NOTE: This question has originally been posted in MSE, but it did not generate any interest. It was first posted there, because the question itself is a pure matrix-algebra question.
Nevertheless, since the motive has to do with statistics and econometrics, I am posting the question on Cross Validated also, in the hope that some statistics/matrix algebra savvy brain will have something to contribute.
The framework is as follows: We have a cross-sectional i.i.d. sample $\{\mathbf y, \mathbf X\}$, where $\mathbf y$ is a $N \times 1$ column vector, and $\mathbf X$ is a $N\times K$ matrix. We postulate a linear relationship between $\mathbf y$ and $\mathbf X$,
$$\mathbf y = \mathbf X \beta + \mathbf u $$ where $\mathbf u$ is white-noise with variance $\sigma^2$, and exogenous to the regressors in the $\mathbf X$ matrix, and $\beta$ is a $K\times 1$ column vector of unknown constant coefficients. Under this assumption, the OLS estimator is unbiased and consistent. Now assume $N$ is "large", say $O \left( 10^{4} \right)$ or more (samples that large have started to appear in the econometrics field also). Then a researcher could conceivably entertain the following two options:
$A$) Run one OLS regression using the whole sample. This tactic can be thought of as appealing to the consistency property of the OLS estimator. Call this estimator $\hat \beta$.
$B$) Divide the sample into $m$ disjoint sub-samples (for simplicity, assumed of equal length, and note that their union equals the whole sample), run $m$ regressions, and calculate the average of the $m$ coefficient estimates she will thus obtain. This tactic can be thought of as appealing to the unbiasedness property of the OLS estimator. Call this averaging estimator $\bar b_m$.
(Note that tactic $B$ does not fall into any re-sampling approach, like bootstrap, subsampling, or jackknife -to be exact, it has been considered as a marginal case in applying jackknife in time series, but it is not trully a jackknife method).

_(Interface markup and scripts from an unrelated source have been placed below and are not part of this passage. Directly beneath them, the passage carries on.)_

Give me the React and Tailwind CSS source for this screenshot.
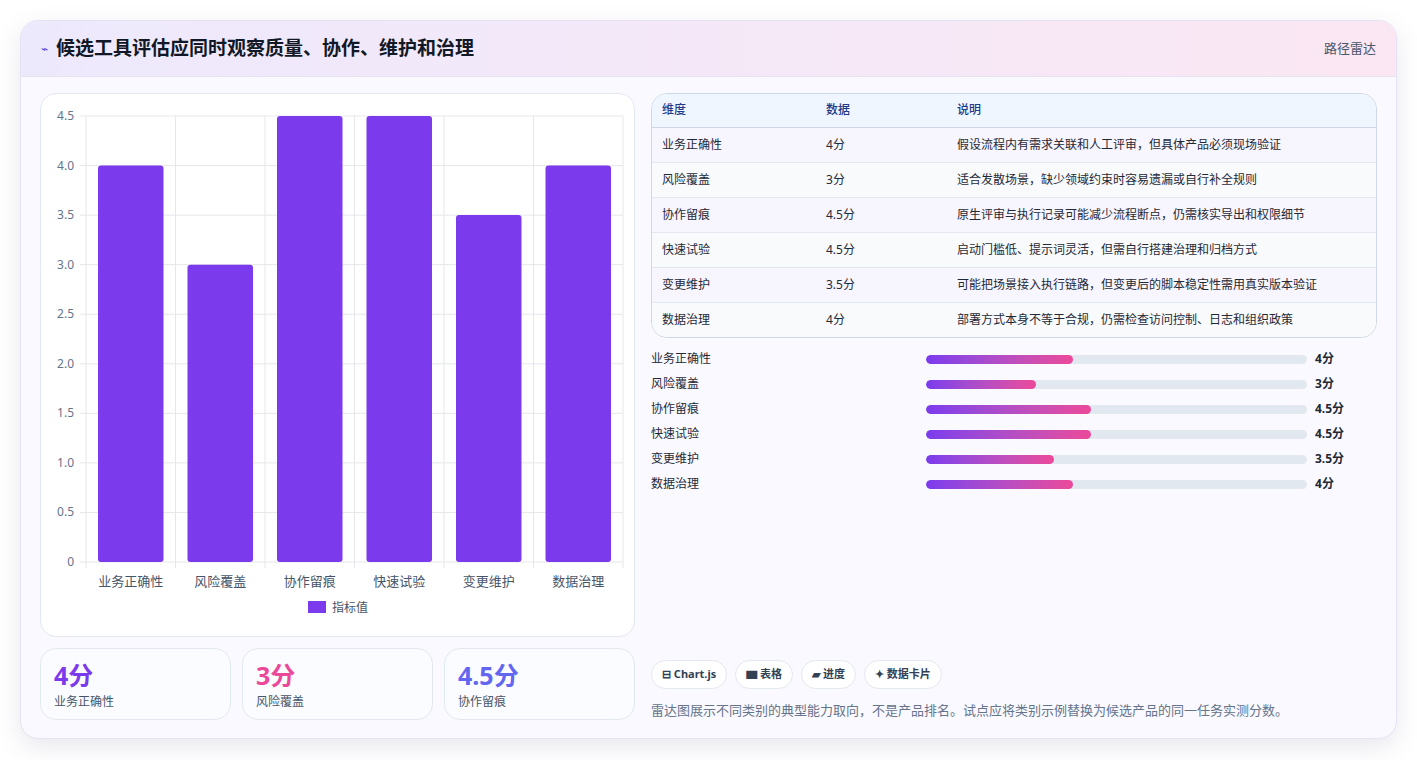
import React from "react";

const rows = [
  { name: "业务正确性", v: 4, note: "假设流程内有需求关联和人工评审，但具体产品必须现场验证" },
  { name: "风险覆盖", v: 3, note: "适合发散场景，缺少领域约束时容易遗漏或自行补全规则" },
  { name: "协作留痕", v: 4.5, note: "原生评审与执行记录可能减少流程断点，仍需核实导出和权限细节" },
  { name: "快速试验", v: 4.5, note: "启动门槛低、提示词灵活，但需自行搭建治理和归档方式" },
  { name: "变更维护", v: 3.5, note: "可能把场景接入执行链路，但变更后的脚本稳定性需用真实版本验证" },
  { name: "数据治理", v: 4, note: "部署方式本身不等于合规，仍需检查访问控制、日志和组织政策" },
];

const font = { fontFamily: '"Noto Sans", "Noto Sans CJK SC", sans-serif' };

// bar chart, plot area in svg coords
const BarChart = () => {
  const x0 = 45, x1 = 582, y0 = 22, y1 = 468;
  const unit = (y1 - y0) / 4.5;
  const cw = (x1 - x0) / 6;
  const ticks = [0, 0.5, 1, 1.5, 2, 2.5, 3, 3.5, 4, 4.5];
  return (
    <svg width="594" height="543" viewBox="0 0 594 543" className="block">
      {ticks.map((t) => (
        <g key={t}>
          <line x1={x0 - 6} x2={x1} y1={y1 - t * unit} y2={y1 - t * unit} stroke="#e5e7eb" />
          <text x={x0 - 12} y={y1 - t * unit + 4} textAnchor="end" fontSize="12" fill="#64748b" style={font}>
            {t === 0 ? "0" : t.toFixed(1)}
          </text>
        </g>
      ))}
      {[0, 1, 2, 3, 4, 5, 6].map((i) => (
        <line key={i} x1={x0 + i * cw} x2={x0 + i * cw} y1={y0} y2={y1 + 6} stroke="#e5e7eb" />
      ))}
      {rows.map((r, i) => {
        const h = r.v * unit;
        return (
          <g key={r.name}>
            <rect x={x0 + i * cw + 12} y={y1 - h} width={cw - 24} height={h} rx="3" fill="#7c3aed" />
            <text x={x0 + i * cw + cw / 2} y={y1 + 24} textAnchor="middle" fontSize="13" fill="#475569" style={font}>
              {r.name}
            </text>
          </g>
        );
      })}
      <rect x="267" y="507" width="18" height="12" fill="#7c3aed" />
      <text x="291" y="518" fontSize="12" fill="#475569" style={font}>指标值</text>
    </svg>
  );
};

const Stat = ({ value, label, color }) => (
  <div className="flex-1 rounded-2xl border border-[#e2e8f0] bg-[#fbfcff] px-[13px] pt-[10px] pb-2">
    <div className={`text-[25px] font-bold leading-[32px] ${color}`}>{value}</div>
    <div className="text-[12px] text-[#475569] mt-[2px]">{label}</div>
  </div>
);

export default function App() {
  return (
    <div className="min-h-screen bg-white p-5" style={font}>
      <div className="rounded-[18px] border border-[#e4e2f3] overflow-hidden shadow-[0_8px_24px_rgba(100,100,140,0.15)] bg-[#faf9ff]">
        <div className="h-[56px] flex items-center justify-between px-5 bg-gradient-to-r from-[#ede9fc] to-[#fbe7f3] border-b border-[#e6e2f2]">
          <div className="flex items-center gap-2">
            <span className="text-[#4f46e5] text-[12px]">⌁</span>
            <span className="text-[19px] font-bold text-[#111827]">候选工具评估应同时观察质量、协作、维护和治理</span>
          </div>
          <span className="text-[13px] text-[#475569]">路径雷达</span>
        </div>
        <div className="flex gap-4 px-[19px] pt-4 pb-[18px]">
          <div className="w-[595px] flex flex-col gap-[11px]">
            <div className="rounded-2xl border border-[#e2e8f0] bg-white overflow-hidden h-[544px]">
              <BarChart />
            </div>
            <div className="flex gap-[11px]">
              <Stat value="4分" label="业务正确性" color="text-[#7c3aed]" />
              <Stat value="3分" label="风险覆盖" color="text-[#ec4899]" />
              <Stat value="4.5分" label="协作留痕" color="text-[#6366f1]" />
            </div>
          </div>
          <div className="flex-1 flex flex-col">
            <div className="rounded-2xl border border-[#cfd8e6] overflow-hidden bg-white">
              <table className="w-full text-[12px]">
                <thead>
                  <tr className="bg-[#eff6ff] text-[#1e3a8a] h-[33px] border-b border-[#cfd8e6]">
                    <th className="text-left font-medium pl-[10px] w-[174px]">维度</th>
                    <th className="text-left font-medium w-[131px]">数据</th>
                    <th className="text-left font-medium">说明</th>
                  </tr>
                </thead>
                <tbody>
                  {rows.map((r, i) => (
                    <tr key={r.name} className={`h-[35px] text-[#1f2937] ${i < 5 ? "border-b border-[#e2e8f0]" : ""} ${i % 2 ? "bg-[#f8fafc]" : "bg-[#f7f5fd]"}`}>
                      <td className="pl-[10px]">{r.name}</td>
                      <td>{r.v}分</td>
                      <td>{r.note}</td>
                    </tr>
                  ))}
                </tbody>
              </table>
            </div>
            <div className="mt-[12px] flex flex-col gap-[7px]">
              {rows.map((r) => (
                <div key={r.name} className="flex items-center h-[18px] text-[12px]">
                  <span className="w-[275px] text-[#1f2937]">{r.name}</span>
                  <div className="w-[381px] h-[9px] rounded-full bg-[#e2e8f0] overflow-hidden">
                    <div className="h-full rounded-full bg-gradient-to-r from-[#7c3aed] to-[#ec4899]" style={{ width: `${(r.v / 10.4) * 100}%` }} />
                  </div>
                  <span className="ml-[8px] font-bold text-[#1f2937]">{r.v}分</span>
                </div>
              ))}
            </div>
            <div className="mt-auto flex gap-[8px]">
              {["⊟ Chart.js", "▆ 表格", "▰ 进度", "✦ 数据卡片"].map((c) => (
                <span key={c} className="h-[29px] px-[10px] rounded-full border border-[#e2e8f0] bg-white text-[11px] font-bold text-[#334155] flex items-center">{c}</span>
              ))}
            </div>
            <div className="mt-[12px] text-[13px] text-[#64748b]">雷达图展示不同类别的典型能力取向，不是产品排名。试点应将类别示例替换为候选产品的同一任务实测分数。</div>
          </div>
        </div>
      </div>
    </div>
  );
}
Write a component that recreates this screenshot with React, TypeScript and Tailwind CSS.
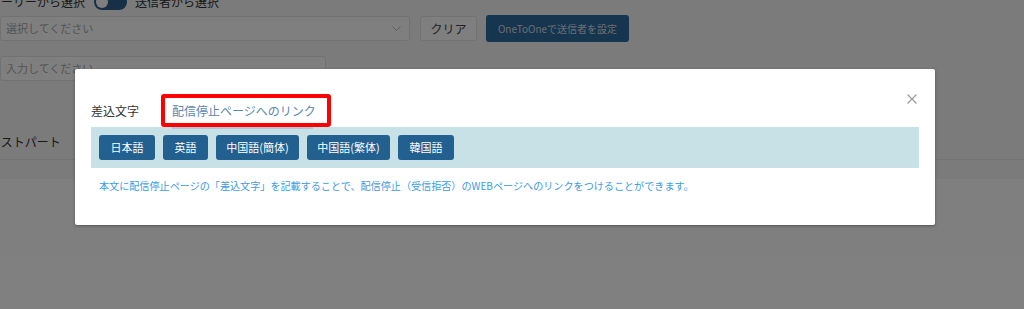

I have derived a nice-looking (to me) result that shows that the variance of the whole-sample estimator is always smaller than the variance of the averaging estimator:
$$\text{Var}\left(\bar b_m\right) > \text{Var}\left(\hat \beta\right) $$ I say it is nice-looking because the result uses the Arithmetic-Harmonic mean inequality for PD matrices, proven here: Specifically, writing $Z_l= \left(X_l'X_l\right)^{-1}$ for the inverse moment matrix of the regressors from the l-th sample, l=$1,...,m$, denoting by $A_m$ the arithmetic mean and by $H_m$ the harmonic mean of these $Z$ matrices, it is not hard to arrive at the following:
$$\text{Var}\left(\bar b_m\right) = \frac1m\sigma^2A_m > \frac1m\sigma^2H_m =\text{Var}\left(\hat \beta\right) $$
...the inequality holding in the matrix sense. Note that $H_m$ is the harmonic mean of $\left(X_1'X_1\right)^{-1},...,\left(X_m'X_m\right)^{-1} $in the true matrix sense, not a matrix containing the harmonic means of the corresponding elements of the matrices it averages.
So the averaging estimator $\bar b_m$ is always less efficient than the whole sample estimator $\hat \beta$.
My question: Are there any known bounds for the difference between Arithmetic-Harmonic means for matrices?
For real numbers they are (see the wiki article and the original resources here and here ).
Why? because it will be helpful in order to move to the next step and compare estimators that may be neither unbiased nor consistent, and so one is left with a criterion such as Minimum Squared Error to compare them.
Any suggestion, link or reference will be really appreciated.